Stage 4: Persistent Logs

While the above changes represent significant performance improvements, they introduce a big problem: if a memory-tier server crashes, we lose all of the buffered data. Obviously that is not acceptable. We’ll solve that by writing data to Cassandra as we receive it. Why is that a good idea now when it performed so poorly before?

The answer is that we use a more favorable write pattern for Cassandra. The schema has row for each timestamp. Data points arriving at the same time for different time series typically have similar timestamps. Therefore, we can write these data points across a small number of rows in Cassandra instead of a row per time series as we did originally.

TSDB Schema
                         
Log Schema
CREATE TABLE table_0 (
  timeseries text
  time timestamp,
  value blob,
  PRIMARY KEY (timeseries, time)
) WITH COMPACT STORAGE;
 
CREATE TABLE table_0 (
  stamp text,
  sequence bigint,
  value blob,
  PRIMARY KEY (stamp, sequence)
) WITH COMPACT STORAGE;

We write data points for different time series in the order they arrive so that we can get them onto persistent storage as quickly as possible.

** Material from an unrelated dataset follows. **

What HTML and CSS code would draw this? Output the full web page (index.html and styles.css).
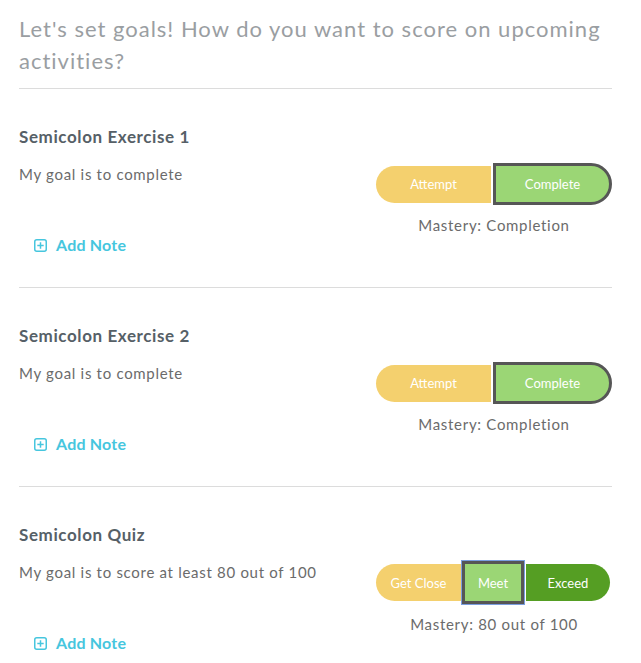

Because this order of arrival is effectively non-deterministic, there’s no efficient way to retrieve a datapoint for a specific time series.

This is not a problem as we only read this data when we need to construct the memory-tier of the ingest server; we do random reads from the memory-tier.

Cassandra 4

The data is migrated from the memory-tier just as before. Once it’s been migrated, we can also remove the log data from Cassandra simply by truncating the table in which we store it.

Cassandra 3 to 4

With this process, there are clearly more write operations and an increase in disk I/O. However there are no adverse effects on write latency or on CPU load and, of course, our data is protected from a crash.

Ongoing Optimizations

We’ve learned a lot about how to incrementally improve Cassandra performance based on these optimization stages. Our analysis shows that CPU load utilization is much more dependent on the rate of writes than on the volume of data being written. For our very write-heavy workload, we saw a very large efficiency improvement by doing fewer, larger writes. This lets us get much better utilization from our Cassandra cluster.